Researchers from the University of Wisconsin-Madison (WI, USA) have developed a new way to use CRISPR, this time as a potential method for reducing antibiotic resistance. By targeting the genes most effected by existing antibiotics, it is possible to determine how best to improve the drugs or how to develop new ones.
“What we need to do is to figure out new weaknesses in these bacteria,” commented system developer Jason Peters.
Traditionally, the CRISPR system is used for gene editing, cutting DNA at the target gene and making edits while the cell repairs the damage. In comparison, this new method, known as Mobile-CRISPRi, works by binding to DNA and blocking other proteins from gaining access and activating transcription, thereby reducing gene expression and protein synthesis.
CRISPRi is a defanged form of CRISPR that has been engineered to be unable to cut DNA due to a catalytically inactive Cas9 protein. To make it mobile, the team utilized the process of conjugation, a kind of bacterial sex where bacteria link up and exchange DNA. This allowed the CRSIPRi to be transferred from an E. coli model into the disease-causing species being studied. These included Pseudomonas, Salmonella, Staphylococcus and Listeria, among others.

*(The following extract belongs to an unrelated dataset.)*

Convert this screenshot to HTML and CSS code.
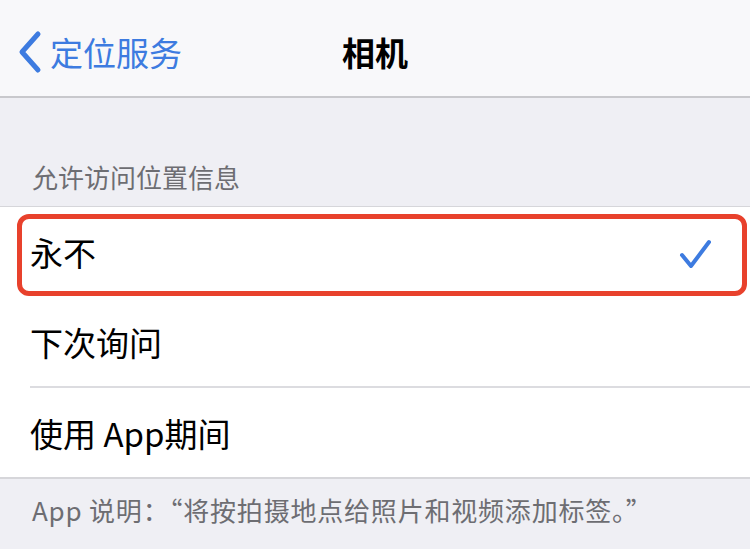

“You basically mix the bacteria together and it happens,” Peters commented about conjugation; “It doesn’t get much easier than that.”
The results, recently published in Nature Microbiology, showed that when the amount of protein that is targeted by the antibiotic is reduced, the bacteria becomes much more sensitive to the drug at a lower concentration.

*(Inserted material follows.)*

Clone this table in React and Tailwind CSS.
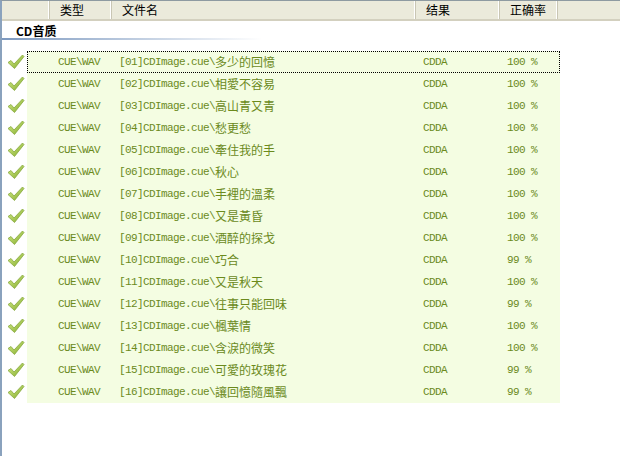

When discussing the meaning of his technique, Peters stated: “What that means is that you can now do studies on how antibiotics work directly in these pathogens. That could give us a better clue about how these drugs work in the different organisms and potentially what we can do to make them better.”

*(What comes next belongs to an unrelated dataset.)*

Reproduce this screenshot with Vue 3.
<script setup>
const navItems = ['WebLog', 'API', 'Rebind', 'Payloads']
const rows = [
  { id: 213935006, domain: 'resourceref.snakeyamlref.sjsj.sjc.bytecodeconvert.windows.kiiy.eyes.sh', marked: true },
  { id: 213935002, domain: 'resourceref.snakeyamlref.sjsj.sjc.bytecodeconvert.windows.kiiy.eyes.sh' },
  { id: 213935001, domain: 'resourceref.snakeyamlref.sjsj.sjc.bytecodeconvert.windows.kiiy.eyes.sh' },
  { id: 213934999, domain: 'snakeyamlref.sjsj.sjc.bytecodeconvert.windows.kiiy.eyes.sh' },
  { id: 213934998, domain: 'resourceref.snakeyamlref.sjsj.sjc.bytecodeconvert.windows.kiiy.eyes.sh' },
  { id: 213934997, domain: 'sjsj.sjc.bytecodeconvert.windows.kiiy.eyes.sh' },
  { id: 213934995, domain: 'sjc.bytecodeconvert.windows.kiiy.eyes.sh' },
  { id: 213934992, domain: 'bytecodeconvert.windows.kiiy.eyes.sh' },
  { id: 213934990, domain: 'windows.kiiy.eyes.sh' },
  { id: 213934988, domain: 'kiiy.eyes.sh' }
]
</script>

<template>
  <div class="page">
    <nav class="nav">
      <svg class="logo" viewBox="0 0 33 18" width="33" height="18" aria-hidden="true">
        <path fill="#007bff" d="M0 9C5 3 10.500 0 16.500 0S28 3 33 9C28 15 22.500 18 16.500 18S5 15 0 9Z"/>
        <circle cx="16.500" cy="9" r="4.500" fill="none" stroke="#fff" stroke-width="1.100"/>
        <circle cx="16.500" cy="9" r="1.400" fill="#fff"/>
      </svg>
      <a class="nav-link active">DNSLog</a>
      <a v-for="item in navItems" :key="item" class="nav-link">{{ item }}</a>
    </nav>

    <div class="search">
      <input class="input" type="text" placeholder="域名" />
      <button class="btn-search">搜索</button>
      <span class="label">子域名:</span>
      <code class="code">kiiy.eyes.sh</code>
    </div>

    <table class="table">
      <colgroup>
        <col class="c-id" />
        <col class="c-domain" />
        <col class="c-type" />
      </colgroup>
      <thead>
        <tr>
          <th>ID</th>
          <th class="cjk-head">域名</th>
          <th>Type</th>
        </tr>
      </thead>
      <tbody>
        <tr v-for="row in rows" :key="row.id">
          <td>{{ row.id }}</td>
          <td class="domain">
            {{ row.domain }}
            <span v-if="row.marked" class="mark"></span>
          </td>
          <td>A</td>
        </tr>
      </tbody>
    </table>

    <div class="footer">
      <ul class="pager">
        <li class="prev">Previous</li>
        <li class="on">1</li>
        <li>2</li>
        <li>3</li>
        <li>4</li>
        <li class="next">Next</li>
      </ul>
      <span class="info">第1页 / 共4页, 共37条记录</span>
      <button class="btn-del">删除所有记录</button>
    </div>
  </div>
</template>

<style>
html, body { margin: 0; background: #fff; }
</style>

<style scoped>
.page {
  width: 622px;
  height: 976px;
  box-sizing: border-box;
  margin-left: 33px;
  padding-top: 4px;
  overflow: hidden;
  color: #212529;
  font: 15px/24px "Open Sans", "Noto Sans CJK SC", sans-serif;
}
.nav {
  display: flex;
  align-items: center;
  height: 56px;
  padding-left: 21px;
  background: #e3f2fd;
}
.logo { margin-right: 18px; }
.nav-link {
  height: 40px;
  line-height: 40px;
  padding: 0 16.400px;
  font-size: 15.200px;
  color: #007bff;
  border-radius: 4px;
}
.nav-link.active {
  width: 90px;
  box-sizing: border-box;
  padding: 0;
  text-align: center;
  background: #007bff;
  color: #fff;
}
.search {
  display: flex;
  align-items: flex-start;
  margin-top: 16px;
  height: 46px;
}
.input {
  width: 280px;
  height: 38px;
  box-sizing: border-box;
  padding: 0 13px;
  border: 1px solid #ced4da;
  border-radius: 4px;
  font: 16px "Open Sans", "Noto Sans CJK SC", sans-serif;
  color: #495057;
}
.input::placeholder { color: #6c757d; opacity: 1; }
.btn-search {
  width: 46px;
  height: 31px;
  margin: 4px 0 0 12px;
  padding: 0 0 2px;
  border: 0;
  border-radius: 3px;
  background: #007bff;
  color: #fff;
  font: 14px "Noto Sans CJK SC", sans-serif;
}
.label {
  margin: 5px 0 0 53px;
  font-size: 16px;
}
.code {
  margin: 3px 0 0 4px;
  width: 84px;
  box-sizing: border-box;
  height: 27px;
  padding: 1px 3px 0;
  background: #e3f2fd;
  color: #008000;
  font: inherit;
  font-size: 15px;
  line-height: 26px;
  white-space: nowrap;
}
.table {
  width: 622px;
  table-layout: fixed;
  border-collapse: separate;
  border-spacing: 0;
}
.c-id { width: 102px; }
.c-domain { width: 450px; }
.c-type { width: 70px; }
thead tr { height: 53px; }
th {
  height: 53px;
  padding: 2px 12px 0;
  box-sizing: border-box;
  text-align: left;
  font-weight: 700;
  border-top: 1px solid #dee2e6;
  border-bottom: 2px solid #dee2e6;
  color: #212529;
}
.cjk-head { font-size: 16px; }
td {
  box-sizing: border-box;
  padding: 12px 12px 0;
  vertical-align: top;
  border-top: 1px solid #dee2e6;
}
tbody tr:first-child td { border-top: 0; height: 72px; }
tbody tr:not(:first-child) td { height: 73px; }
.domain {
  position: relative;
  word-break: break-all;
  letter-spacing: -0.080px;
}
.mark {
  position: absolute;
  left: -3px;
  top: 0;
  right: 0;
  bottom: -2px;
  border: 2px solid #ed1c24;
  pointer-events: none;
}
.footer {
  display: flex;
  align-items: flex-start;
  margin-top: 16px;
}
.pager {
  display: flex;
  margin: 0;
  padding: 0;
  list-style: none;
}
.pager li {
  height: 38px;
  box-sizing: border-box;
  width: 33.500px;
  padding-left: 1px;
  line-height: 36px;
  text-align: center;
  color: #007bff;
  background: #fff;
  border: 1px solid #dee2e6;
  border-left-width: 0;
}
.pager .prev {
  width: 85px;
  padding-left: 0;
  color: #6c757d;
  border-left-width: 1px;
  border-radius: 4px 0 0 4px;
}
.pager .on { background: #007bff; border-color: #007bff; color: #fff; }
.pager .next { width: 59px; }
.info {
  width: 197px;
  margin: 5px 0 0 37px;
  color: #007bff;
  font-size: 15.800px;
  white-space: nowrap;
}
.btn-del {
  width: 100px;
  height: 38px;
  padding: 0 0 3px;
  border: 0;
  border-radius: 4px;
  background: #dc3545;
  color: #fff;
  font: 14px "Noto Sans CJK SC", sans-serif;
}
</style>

Manipulating genes in established cultures of lab bacteria such as E. coli is relatively simple, the problem comes when dealing with bacteria recently isolated from their previous environment. The Mobile-CRISPRi system could be easily transferred and open doors for understanding how bacteria colonize.
Peters is offering the use of the new system to other labs, allowing other researchers to study the germs of their choice.
“So now it’s going to be completely available to the community,” said Peters. “Now this gives people a path forward.”